We're almost out of time, but in terms of what the Buddha accepted and what he rejected, where he was innovative and where he was conservative, in terms of his immediate surroundings, I want to leave us with one troubling question, which is the question regarding gender. Was the Buddha innovative or conventional in his teachings on gender? He moved into, he grew up in an environment of male dominance and strong sex segregation. What did he do about that? Did he continue male dominance? And also, actually, a lot of misogyny, which is dislike, fear, hatred of women and things feminine. Did he cut through that or did he go along with it? We have to give kind of a mixed answer to that question. The story is that, about three years after his enlightenment, his foster mother followed him one day, and said that she would like to be ordained as a female monk. He was ordaining men all over the places (monks), but that she would like to be ordained as a female monk, usually in English called a nun. And he said that's not possible. She asked him three times, and he still said that's not possible. Then finally, his attendant and favorite disciple Ananda came and talked to him, and asked if it was possible for women to also attain the deathless, to truly understand the Four Noble Truths, to understand the uselessness of clinging to an ego that wasn't there, the uselessness of trying to construct things that wouldn't last, and the Buddha said, "Yes, of course." So then Ananda said, "Well, if that's the case, why couldn't women also benefit from the lifestyle that is so helpful to men who want to realize that?" And at that point, the Buddha relented, and said that Mahapajapati, his foster mother, his aunt who raised him, could become a nun, and her followers could become nuns. So, in that sense, it's a real breakthrough. In India of the Buddha's day, women were under the control of men, period. It was said that a woman should always be under the control of some man--in youth, her father; in middle age, her husband; and in old age, her son--but a woman should never be independent. So for women to leave the home and enter the life of homelessness was a radical departure. Not that the Buddha was the only one; it's also said that the Jains of his day also made that innovation.

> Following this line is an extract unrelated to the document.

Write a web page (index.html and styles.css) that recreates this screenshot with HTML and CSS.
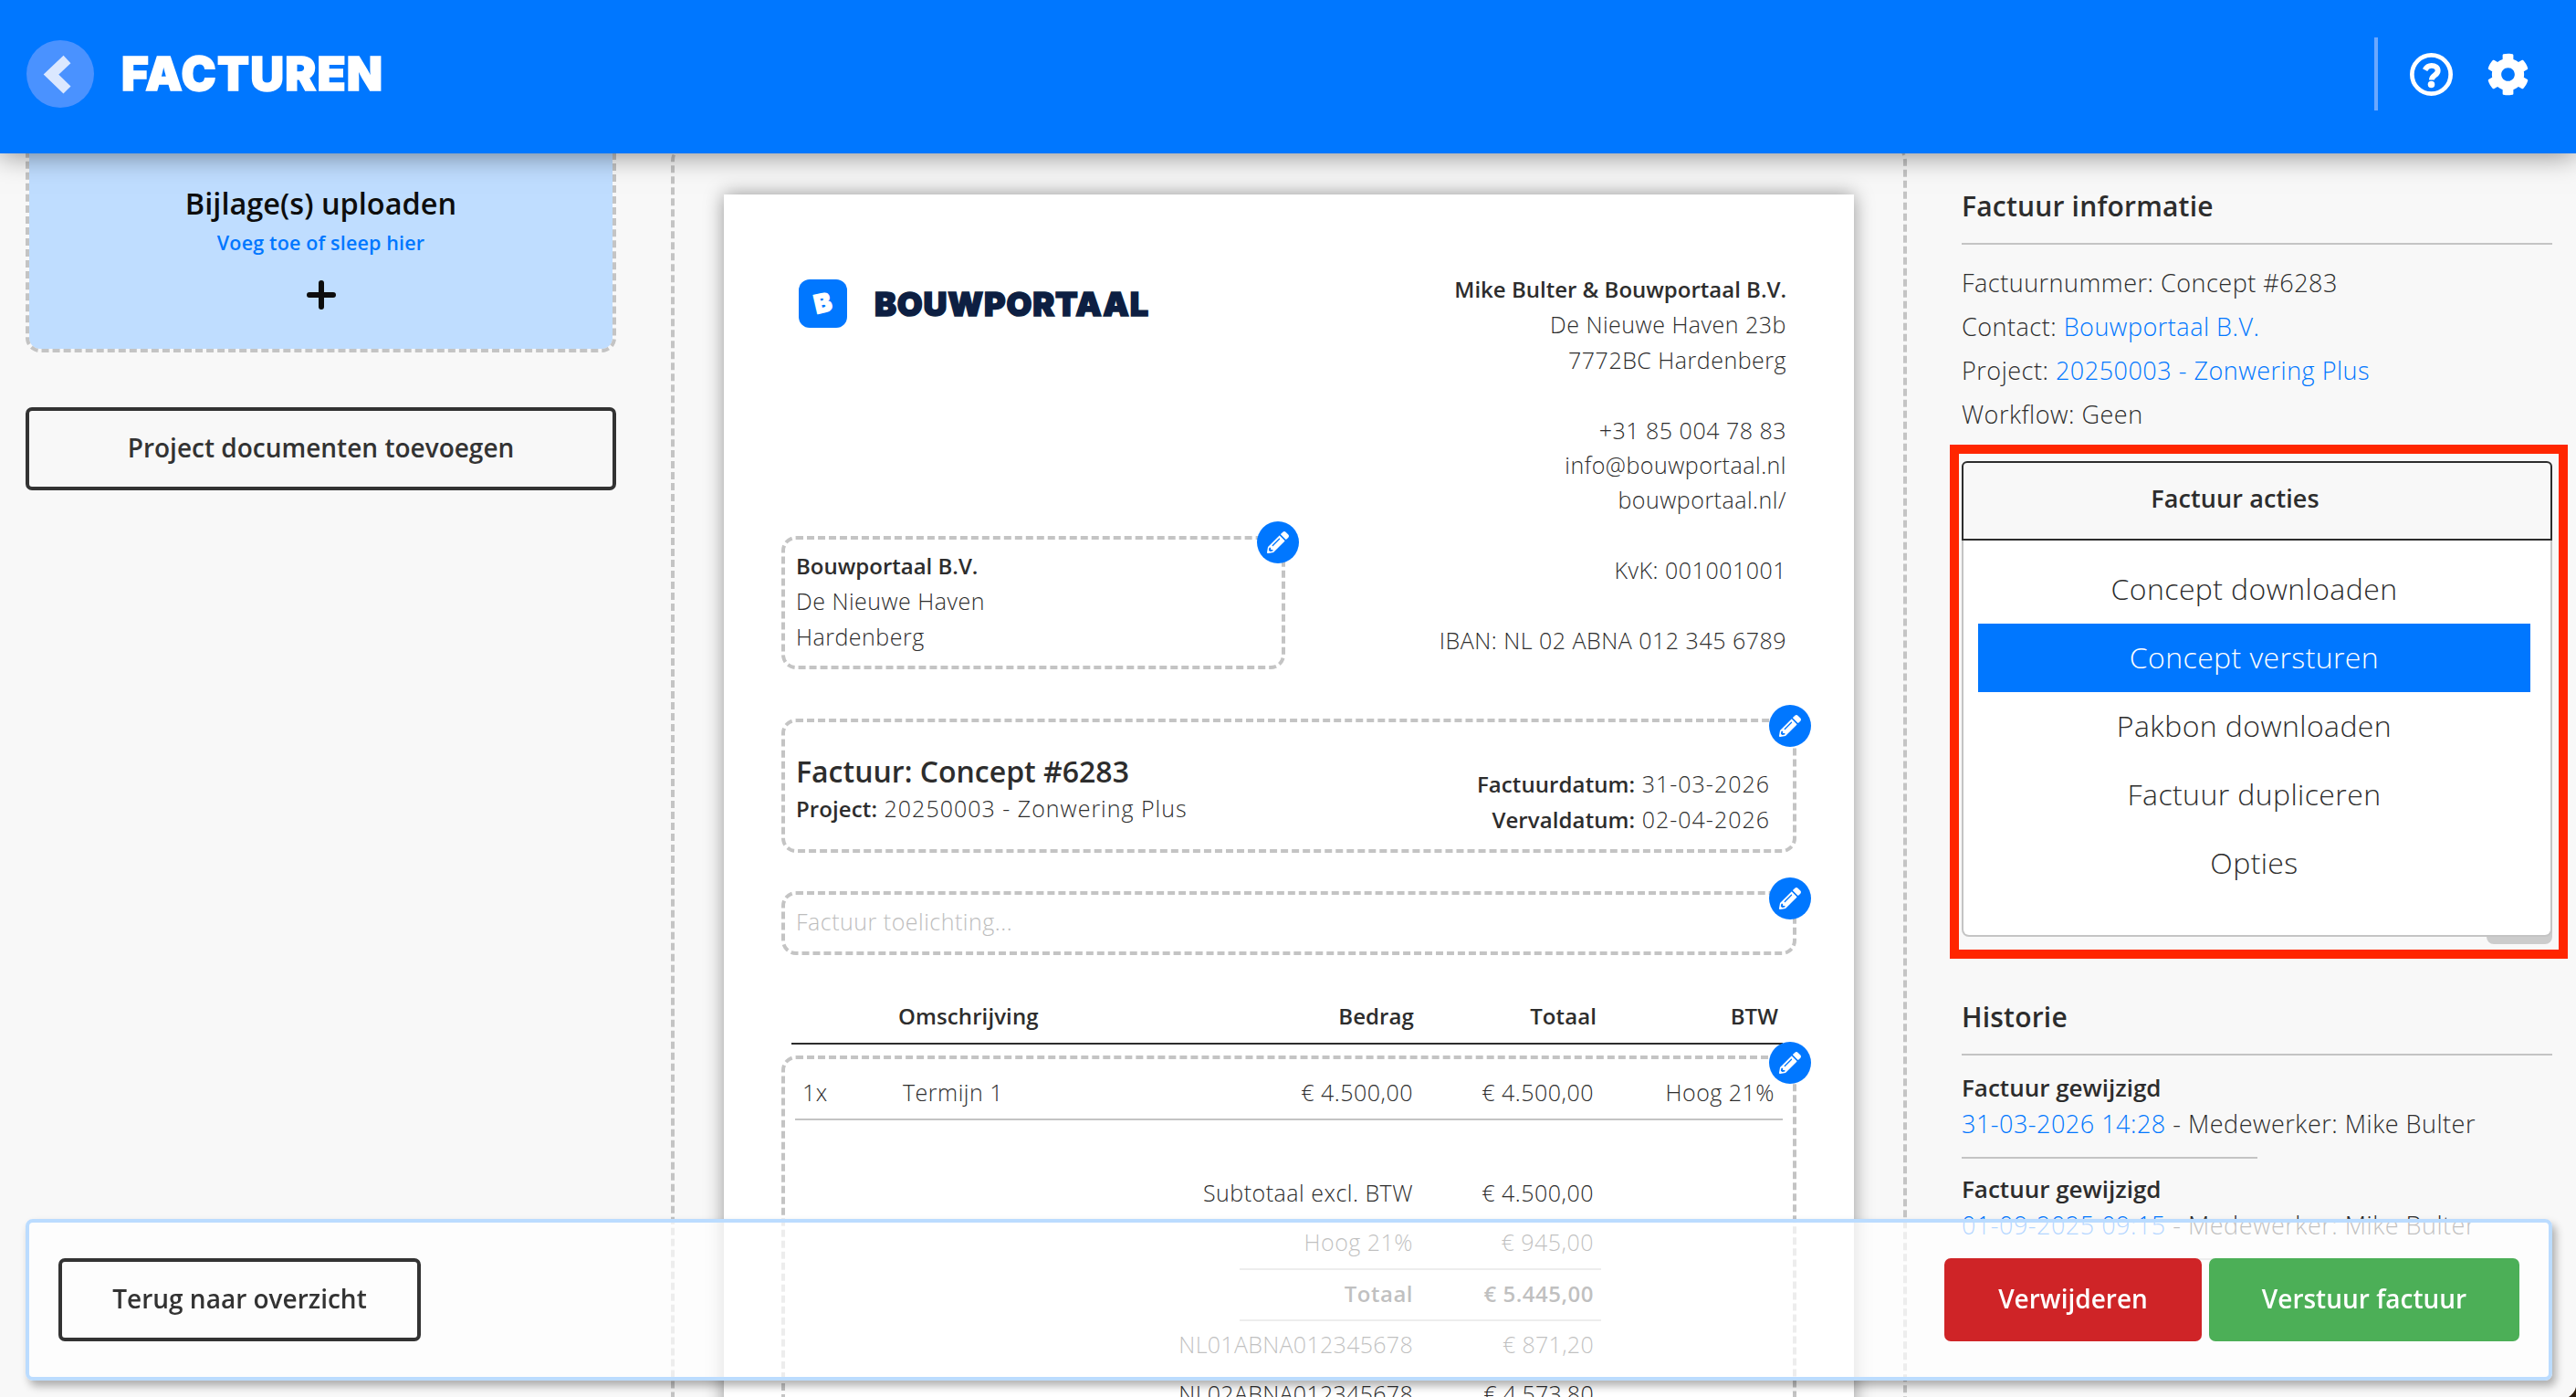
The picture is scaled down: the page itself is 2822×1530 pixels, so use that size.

So the Buddha did form the nuns' order, he did allow it to happen. There's a lot of controversy after that about what happened. There's a text that's inserted at this point. The Buddha is said to have put down eight special rules for women, which subordinate all women; even the oldest nun is subordinate to the youngest monk, etc. Many scholars today think that was not part of the original text. But in any case, if you study the texts around this time period, it seems that for the Buddha, the fourfold sangha was the norm. By the fourfold sangha, we mean monks, nuns, lay men, lay women. Throughout the texts, it's talked about that the fourfold sangha is the norm, which would mean that his most important priority was that there should be a nuns' order parallel to the monks' order. While it's another whole lecture to talk about what are the advantages of being a nun, I have to say that, in a male-dominated world, becoming a nun is a tremendously freeing option for many, many women. It has been the case throughout the Christian world and throughout the Buddhist world that, compared to being in a patriarchal marriage, being a nun is often incredibly liberating.